Regarding the frontier, east-west economic struggles in trans-Appalachian Pennsylvania and western Virginia, as well as the stories of the Great Lakes land companies, among other things, complicate the familiar “pressure relief” homesteading story. Peripheral Visionary: “Only in the 20th Century, with the last of the frontier exhausted, could socialist tendencies, in the form of social progressivism, gain traction.” Yes, that’s what people say. I’m saying no. Social progressivism gained traction in the 18th century and was stomped.

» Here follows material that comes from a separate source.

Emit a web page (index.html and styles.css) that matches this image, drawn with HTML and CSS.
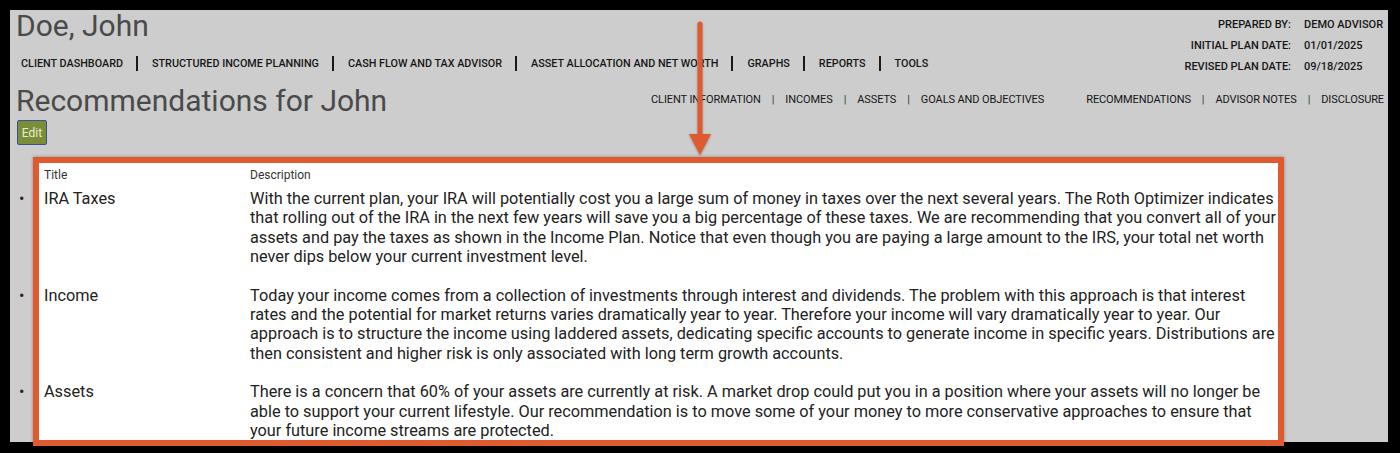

When it came back, many things had changed, and what leftists call class struggle could appear (to many) to be radically opposed to, or at best marginal and largely irrelevant to, founding American values. (The Tea Party thinks “opposed”; liberal historians think “marginal.”)
To look at things this way does not require a sentimental, academic lefty-liberal faith that the American people are really, essentially socially progressive, that the “real American” canon should elevate Paine and throw out Adams, say. Admitting that Thomas Young existed doesn’t require embracing his point of view. A close look at the economic issues, rather than the philosphical ones, that prevailed in 18th C. America suggests that our founding was defined by a clash among Americans over public and private finance, over the proper role of governments in markets, and over democracy, a clash never resolved, wholly denied by the familiar mindset neatly summed up by Peripheral Visionary, and therefore a constant political and cultural plague to us today. We might want to consider changing that.